In contemporary transistors, electrons slog through layers of semiconductor material and collect on a capacitor: a charged capacitor represents a binary 1, or “on” state, whereas a discharged capacitor represents a 0, or “off” state.

In the researcher’s prototype, however, electrons would flow in a straight line along a two-dimensional path. An electric field would manipulate their direction as they bounce off of a tiny triangular structure in the path: deflecting to the right corresponds to a 1, and deflecting to the left corresponds to a 0.

The Rochester group isn’t the first to propose using an electric field to steer electrons in a transistor; for years, researchers have been experimenting with a Y-shaped structure to deflect electrons to the right or left. But the Rochester design differs slightly. In other designs, the electric field has to do all the steering, moving the electrons right or left. In the Rochester team’s model, electrons ricochet off the triangle. The electric field, therefore, wouldn’t be required to do as much work. This could make the ballistic deflection transistor more efficient.

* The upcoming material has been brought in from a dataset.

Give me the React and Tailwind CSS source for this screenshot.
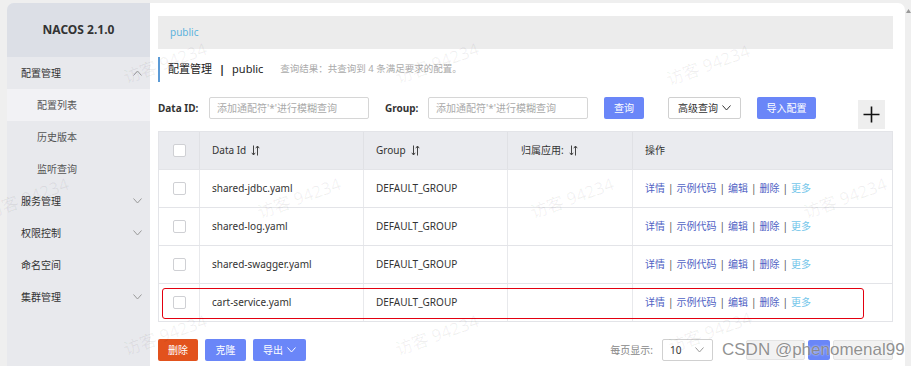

The challenge for the Rochester team was finding the right materials for their innovative design, and silicon wasn’t an option. At room temperature, electrons in silicon will bounce off other particles, on average, every 10 nanometers. This distance–scientists call it the mean free path–was too small to be usable. The electron channels and triangle would need to be impossibly small for the whole thing to work.

Instead, the researchers chose other semiconductor materials called indium-gallium-arsenide and indium-phosphide. These materials, explains Martin Margala, professor of electrical and computer engineering at the University of Rochester, have a mean free path of about 220 nanometers. The bigger mean free path means the transistor’s features can be larger.

Etching out features at the required dimensions was still a challenge, however. Part of the researchers’ advance was to refine a lithographic process for indium-gallium-arsenide to produce sharp features at about 70 nanometers. Below that dimension, the “triangle starts to turn to a dot and you lose efficiency quite rapidly,” says Margala.

The researchers are in the process of testing a prototype. And while they don’t yet have finalized results, “it should work,” says Aimin Song, professor of electrical engineering at the University of Manchester. The prototype is based on the same principles and architecture, he says, that have proven successful in other circuit components. Previously, Song’s lab used a similar design to develop a rectifier, a device that converts alternating current to direct current.

Song adds that there would be some challenges in integrating this architecture into the semiconductor industry. The materials that the researchers used are considered exotic and are much more expensive than silicon. There is a more common semiconductor called gallium arsenide, which may offer a more feasible alternative. Gallium arsenide has a mean free path of about 150 nanometers at room temperature, he says, which could accommodate the ballistic deflection design. But again, the features would need to be made significantly smaller than the mean free path, which, according to Song, would put them “close to the limit of modern nanolithography.”